Kristie Bruce
Jul 30, 2017 · 3 min read

When you get single payer, it will still belong to the oligarchy, sold to you at 10x the cost of what fair market value is. Of course this will be a slight 30% discount to what your’e currently paying, but the usual suspects will still reap the lion’s share of profits.

Every plan which has been floated over the last few decades in the slow march toward the American Socialized Medicine Plan has always included the major insurers as the managers of any such program. Currently those insurers are making zero or negative returns on underwriting.

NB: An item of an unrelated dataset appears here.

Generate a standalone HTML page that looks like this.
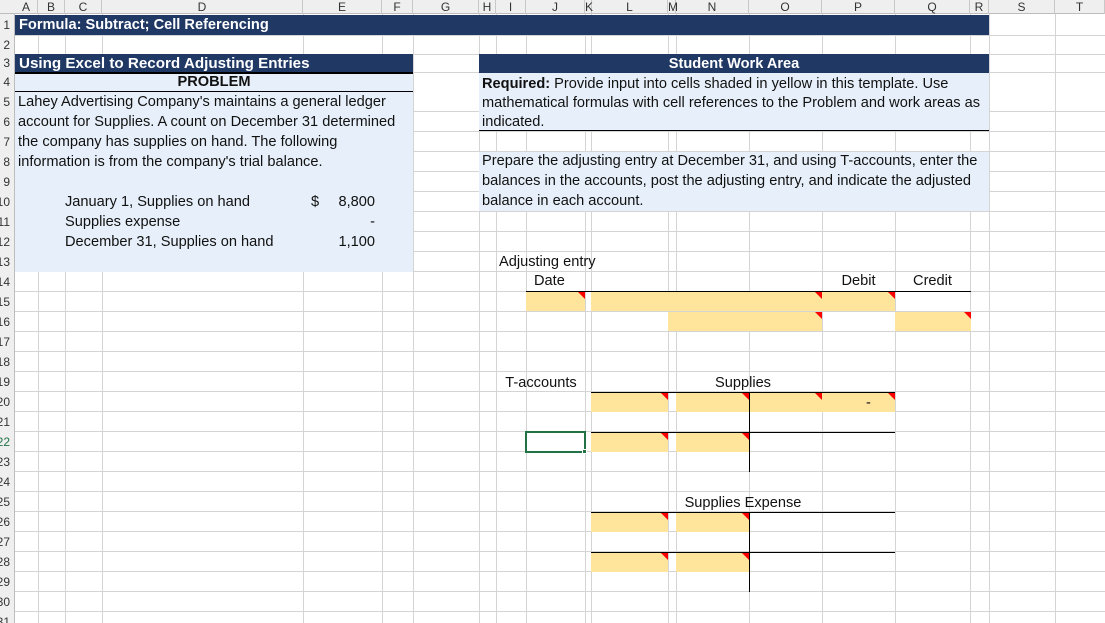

They don’t care though, because although they may be losing tens to hundreds of millions of dollars now annually on that side of the business, they are reaping billions in profits on their investments in the companies that they are both invested in and make the bulk of their payouts to. Those would be Big Pharma™ and the biggest of diagnostic equiment and supply manufacturers.

The gravy train isn’t quite over yet. They’re not quite ready to let go of the current model, because everyone’s not positioned correctly yet. As it stands, there are far too many hospitals still open in this country to maximize profits in a socialized system. Those must be severely cut back to make this work out the way they’d like. So for the past decade, the combination of Medicare Core Measure fines and the effects of the AHCA have been slowly but surly bankrupting hospitals in rural and poor urban communities where the bulk of their patients are either covered by Medicare or Medicaid. This is now starting to really crush a lot of suburban hospitals, leading to buy-outs and consolidation, the closure of tons of clinics in the aftermath. Patients are already having to travel further for services and it will continue in this manner until about 1/3 of facilities no longer exist.

When this level of closures if finally achieved, then and ONLY then, will socialized medicine be offered up by the government as a solution. It’s a way of rationing care preemptively. It will end up cutting out a substantial portion of the true waste in the system, which by most estimates is almost 60% of total health care costs. The meat on the bone though will still be fully made available for the companies who already reap a huge portion of the profits today and their bottom lines will barely be effected.

The ultimate results will be long wait times for proceedures and diagnostic studies that we see in myriad socialized medicine systems. You won’t be getting your MRI or CT scan next Tuesday, it will be sometime in the latter part of the year. Plus as is already happening in the NHS, the assumed non-compliance of patients (i.e. smoking or obesity) which is now being used to deny care there, will in this country be expanded due to already existing Medicare guidelines for care which the hospitals are currently being fined for and shifted to the patient. We already have a laundry list of infractions costing hospitals hundreds of millions in fines for events which many times are completely unavoidable, leading to readmissions at end of life. These are for diagnoses such as congestive heart failure, COPD, pneumonia and cardiovascular disease. It doesn’t matter that readmissions for these diagnoses at end stage are often times completely unavoidable. However, Medicare Guidelines assume that these readmissions currently are due to the hospital’s failure to adequately educate these patients as to their proper self care post-discharge. Eventaully the patients themselves will be the ones penalize.